## EXERCISE TASK
Using the entries below, output exactly the line containing "Generate a standalone" and all lines that follow it to the end.

Entries with page source code:
<<<<

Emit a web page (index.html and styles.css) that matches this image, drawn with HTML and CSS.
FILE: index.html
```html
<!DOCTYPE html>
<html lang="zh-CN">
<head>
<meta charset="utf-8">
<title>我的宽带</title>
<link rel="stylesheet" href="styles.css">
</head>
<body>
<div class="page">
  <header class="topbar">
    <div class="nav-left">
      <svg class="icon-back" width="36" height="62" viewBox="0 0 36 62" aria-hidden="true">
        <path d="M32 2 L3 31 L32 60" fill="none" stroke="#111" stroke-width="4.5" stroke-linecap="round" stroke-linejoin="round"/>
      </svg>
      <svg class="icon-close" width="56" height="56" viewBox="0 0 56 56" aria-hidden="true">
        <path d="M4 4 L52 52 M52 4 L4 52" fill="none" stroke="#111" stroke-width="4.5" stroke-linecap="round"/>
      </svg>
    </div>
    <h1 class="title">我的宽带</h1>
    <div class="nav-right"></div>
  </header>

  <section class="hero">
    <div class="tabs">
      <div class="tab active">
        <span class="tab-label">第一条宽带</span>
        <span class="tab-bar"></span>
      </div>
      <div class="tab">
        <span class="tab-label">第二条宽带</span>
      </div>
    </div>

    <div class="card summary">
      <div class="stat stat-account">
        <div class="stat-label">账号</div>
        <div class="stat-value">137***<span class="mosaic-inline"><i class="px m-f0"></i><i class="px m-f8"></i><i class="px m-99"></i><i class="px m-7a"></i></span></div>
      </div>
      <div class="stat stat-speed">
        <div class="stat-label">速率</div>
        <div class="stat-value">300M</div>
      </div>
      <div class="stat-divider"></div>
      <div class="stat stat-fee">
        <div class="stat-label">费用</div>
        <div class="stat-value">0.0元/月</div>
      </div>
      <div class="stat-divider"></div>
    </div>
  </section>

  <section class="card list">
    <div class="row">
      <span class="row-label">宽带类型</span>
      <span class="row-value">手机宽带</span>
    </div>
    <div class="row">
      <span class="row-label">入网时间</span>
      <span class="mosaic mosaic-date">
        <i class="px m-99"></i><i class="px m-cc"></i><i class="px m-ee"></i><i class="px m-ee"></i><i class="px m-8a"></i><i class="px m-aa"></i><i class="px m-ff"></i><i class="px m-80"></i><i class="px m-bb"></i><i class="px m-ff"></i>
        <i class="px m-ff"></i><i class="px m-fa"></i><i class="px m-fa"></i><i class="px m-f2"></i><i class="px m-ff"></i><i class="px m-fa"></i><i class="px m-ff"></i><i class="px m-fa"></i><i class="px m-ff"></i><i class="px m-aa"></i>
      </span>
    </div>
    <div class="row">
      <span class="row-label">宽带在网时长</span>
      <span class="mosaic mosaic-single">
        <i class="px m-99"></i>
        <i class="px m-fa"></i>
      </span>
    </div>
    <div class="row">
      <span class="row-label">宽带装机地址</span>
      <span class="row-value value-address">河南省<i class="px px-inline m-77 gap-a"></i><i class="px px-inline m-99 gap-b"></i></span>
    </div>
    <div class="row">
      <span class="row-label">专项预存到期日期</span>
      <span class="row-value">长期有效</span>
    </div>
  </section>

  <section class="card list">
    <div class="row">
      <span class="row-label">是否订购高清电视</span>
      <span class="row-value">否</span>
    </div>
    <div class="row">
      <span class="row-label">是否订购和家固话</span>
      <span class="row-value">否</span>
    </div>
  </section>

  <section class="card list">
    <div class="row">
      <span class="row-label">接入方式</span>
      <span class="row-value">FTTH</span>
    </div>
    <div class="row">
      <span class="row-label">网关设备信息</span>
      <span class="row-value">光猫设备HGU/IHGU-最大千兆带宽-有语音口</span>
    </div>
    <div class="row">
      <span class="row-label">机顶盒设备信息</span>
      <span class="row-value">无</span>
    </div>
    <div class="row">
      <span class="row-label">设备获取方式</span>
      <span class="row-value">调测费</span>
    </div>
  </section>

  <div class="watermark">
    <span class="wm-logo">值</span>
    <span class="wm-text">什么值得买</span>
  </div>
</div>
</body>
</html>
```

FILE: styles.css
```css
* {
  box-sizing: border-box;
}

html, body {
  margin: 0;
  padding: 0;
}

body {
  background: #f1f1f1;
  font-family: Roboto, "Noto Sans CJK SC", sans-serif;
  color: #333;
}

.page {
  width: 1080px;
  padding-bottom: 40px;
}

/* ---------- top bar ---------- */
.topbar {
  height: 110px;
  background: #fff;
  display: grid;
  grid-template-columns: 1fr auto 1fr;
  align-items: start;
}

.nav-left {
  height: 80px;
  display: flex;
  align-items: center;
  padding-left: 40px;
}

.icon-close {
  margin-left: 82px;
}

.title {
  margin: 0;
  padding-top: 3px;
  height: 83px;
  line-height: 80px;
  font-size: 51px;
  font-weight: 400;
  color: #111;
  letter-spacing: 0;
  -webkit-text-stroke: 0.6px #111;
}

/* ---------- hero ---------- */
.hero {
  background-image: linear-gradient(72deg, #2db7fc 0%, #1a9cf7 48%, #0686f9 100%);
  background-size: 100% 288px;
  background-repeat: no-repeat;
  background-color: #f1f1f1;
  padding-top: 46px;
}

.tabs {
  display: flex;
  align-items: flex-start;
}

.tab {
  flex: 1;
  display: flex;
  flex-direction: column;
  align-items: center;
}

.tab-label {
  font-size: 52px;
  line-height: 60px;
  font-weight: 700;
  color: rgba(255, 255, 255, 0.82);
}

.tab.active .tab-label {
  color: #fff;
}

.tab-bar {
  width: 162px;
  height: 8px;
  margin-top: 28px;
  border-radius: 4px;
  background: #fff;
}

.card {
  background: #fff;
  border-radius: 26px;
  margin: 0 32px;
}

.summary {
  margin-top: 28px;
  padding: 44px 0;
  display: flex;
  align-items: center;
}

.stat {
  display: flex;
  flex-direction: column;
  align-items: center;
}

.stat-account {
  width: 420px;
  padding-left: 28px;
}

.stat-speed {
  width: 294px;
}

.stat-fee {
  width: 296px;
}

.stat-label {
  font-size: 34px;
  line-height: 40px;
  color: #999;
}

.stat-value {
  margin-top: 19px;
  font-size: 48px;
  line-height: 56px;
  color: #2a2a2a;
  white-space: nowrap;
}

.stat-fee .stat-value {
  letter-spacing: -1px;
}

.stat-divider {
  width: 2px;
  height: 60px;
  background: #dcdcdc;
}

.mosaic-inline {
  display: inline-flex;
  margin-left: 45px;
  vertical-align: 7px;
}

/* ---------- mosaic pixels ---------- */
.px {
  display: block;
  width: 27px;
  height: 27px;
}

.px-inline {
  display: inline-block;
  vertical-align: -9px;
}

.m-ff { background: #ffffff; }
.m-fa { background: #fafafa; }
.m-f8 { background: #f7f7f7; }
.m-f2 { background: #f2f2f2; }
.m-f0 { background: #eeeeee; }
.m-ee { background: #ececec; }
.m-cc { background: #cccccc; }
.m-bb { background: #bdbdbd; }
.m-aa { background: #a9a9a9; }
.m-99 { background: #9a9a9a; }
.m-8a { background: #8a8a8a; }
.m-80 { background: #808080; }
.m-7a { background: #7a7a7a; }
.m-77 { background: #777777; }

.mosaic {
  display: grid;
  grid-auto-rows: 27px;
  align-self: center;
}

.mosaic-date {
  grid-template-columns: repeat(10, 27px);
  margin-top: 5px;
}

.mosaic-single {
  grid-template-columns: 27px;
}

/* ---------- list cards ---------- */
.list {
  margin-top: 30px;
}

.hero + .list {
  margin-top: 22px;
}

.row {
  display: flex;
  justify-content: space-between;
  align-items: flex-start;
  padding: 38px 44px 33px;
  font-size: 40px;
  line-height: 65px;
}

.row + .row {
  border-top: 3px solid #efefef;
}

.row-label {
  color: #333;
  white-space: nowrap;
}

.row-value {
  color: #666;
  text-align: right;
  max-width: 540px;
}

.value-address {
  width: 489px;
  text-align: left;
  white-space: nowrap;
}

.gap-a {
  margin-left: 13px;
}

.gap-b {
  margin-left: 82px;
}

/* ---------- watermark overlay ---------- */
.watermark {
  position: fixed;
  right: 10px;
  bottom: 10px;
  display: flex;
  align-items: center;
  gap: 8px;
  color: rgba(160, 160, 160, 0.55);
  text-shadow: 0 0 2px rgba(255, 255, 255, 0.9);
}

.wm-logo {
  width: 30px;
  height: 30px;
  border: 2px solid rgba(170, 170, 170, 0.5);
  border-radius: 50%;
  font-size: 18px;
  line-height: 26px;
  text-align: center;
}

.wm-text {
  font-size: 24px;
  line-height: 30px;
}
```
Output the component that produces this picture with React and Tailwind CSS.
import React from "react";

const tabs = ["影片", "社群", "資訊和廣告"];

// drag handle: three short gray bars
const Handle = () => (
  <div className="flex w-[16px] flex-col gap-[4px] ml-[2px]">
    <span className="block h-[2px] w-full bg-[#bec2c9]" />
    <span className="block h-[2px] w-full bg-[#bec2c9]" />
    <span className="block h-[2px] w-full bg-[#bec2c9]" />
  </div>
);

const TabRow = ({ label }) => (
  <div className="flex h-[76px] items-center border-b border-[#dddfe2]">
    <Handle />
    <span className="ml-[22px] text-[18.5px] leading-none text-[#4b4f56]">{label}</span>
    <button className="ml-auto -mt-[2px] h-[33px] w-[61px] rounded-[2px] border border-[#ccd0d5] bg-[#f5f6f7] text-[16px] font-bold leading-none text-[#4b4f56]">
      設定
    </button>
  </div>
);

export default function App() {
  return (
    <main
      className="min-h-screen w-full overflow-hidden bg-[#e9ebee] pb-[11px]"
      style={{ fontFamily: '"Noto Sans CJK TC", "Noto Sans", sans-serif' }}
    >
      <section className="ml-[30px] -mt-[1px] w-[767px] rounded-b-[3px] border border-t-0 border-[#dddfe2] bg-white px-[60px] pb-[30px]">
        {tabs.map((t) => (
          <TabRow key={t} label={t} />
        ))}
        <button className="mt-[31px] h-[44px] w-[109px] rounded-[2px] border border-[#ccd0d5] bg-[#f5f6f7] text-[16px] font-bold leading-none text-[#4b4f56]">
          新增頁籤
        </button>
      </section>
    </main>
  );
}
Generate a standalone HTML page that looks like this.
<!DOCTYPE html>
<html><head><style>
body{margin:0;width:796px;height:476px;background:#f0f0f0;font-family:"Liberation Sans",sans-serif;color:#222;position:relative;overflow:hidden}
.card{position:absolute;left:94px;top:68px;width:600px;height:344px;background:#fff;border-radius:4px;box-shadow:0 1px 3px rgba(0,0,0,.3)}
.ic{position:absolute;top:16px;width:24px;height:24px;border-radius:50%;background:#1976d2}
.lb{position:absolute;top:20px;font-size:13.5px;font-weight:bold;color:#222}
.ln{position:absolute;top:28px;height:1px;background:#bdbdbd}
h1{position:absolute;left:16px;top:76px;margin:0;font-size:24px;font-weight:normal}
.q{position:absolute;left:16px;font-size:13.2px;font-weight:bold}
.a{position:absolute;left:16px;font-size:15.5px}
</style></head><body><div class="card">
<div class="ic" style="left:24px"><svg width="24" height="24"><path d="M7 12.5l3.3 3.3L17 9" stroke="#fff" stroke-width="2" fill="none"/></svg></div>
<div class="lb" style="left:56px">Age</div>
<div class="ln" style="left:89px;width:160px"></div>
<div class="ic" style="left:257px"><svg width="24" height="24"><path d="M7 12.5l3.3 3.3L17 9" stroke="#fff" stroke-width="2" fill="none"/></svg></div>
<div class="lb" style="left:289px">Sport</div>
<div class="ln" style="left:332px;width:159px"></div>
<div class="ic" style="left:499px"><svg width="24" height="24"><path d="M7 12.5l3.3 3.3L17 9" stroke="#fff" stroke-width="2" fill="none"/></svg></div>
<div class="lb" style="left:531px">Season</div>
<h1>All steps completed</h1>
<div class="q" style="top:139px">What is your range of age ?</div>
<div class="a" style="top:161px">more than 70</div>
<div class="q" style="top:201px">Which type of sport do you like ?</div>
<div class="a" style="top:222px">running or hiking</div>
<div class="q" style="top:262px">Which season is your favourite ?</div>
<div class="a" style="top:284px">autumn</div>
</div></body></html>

>>>>

## IN RESPONSE
Generate a standalone HTML page that looks like this.
<!DOCTYPE html>
<html><head><style>
body{margin:0;width:796px;height:476px;background:#f0f0f0;font-family:"Liberation Sans",sans-serif;color:#222;position:relative;overflow:hidden}
.card{position:absolute;left:94px;top:68px;width:600px;height:344px;background:#fff;border-radius:4px;box-shadow:0 1px 3px rgba(0,0,0,.3)}
.ic{position:absolute;top:16px;width:24px;height:24px;border-radius:50%;background:#1976d2}
.lb{position:absolute;top:20px;font-size:13.5px;font-weight:bold;color:#222}
.ln{position:absolute;top:28px;height:1px;background:#bdbdbd}
h1{position:absolute;left:16px;top:76px;margin:0;font-size:24px;font-weight:normal}
.q{position:absolute;left:16px;font-size:13.2px;font-weight:bold}
.a{position:absolute;left:16px;font-size:15.5px}
</style></head><body><div class="card">
<div class="ic" style="left:24px"><svg width="24" height="24"><path d="M7 12.5l3.3 3.3L17 9" stroke="#fff" stroke-width="2" fill="none"/></svg></div>
<div class="lb" style="left:56px">Age</div>
<div class="ln" style="left:89px;width:160px"></div>
<div class="ic" style="left:257px"><svg width="24" height="24"><path d="M7 12.5l3.3 3.3L17 9" stroke="#fff" stroke-width="2" fill="none"/></svg></div>
<div class="lb" style="left:289px">Sport</div>
<div class="ln" style="left:332px;width:159px"></div>
<div class="ic" style="left:499px"><svg width="24" height="24"><path d="M7 12.5l3.3 3.3L17 9" stroke="#fff" stroke-width="2" fill="none"/></svg></div>
<div class="lb" style="left:531px">Season</div>
<h1>All steps completed</h1>
<div class="q" style="top:139px">What is your range of age ?</div>
<div class="a" style="top:161px">more than 70</div>
<div class="q" style="top:201px">Which type of sport do you like ?</div>
<div class="a" style="top:222px">running or hiking</div>
<div class="q" style="top:262px">Which season is your favourite ?</div>
<div class="a" style="top:284px">autumn</div>
</div></body></html>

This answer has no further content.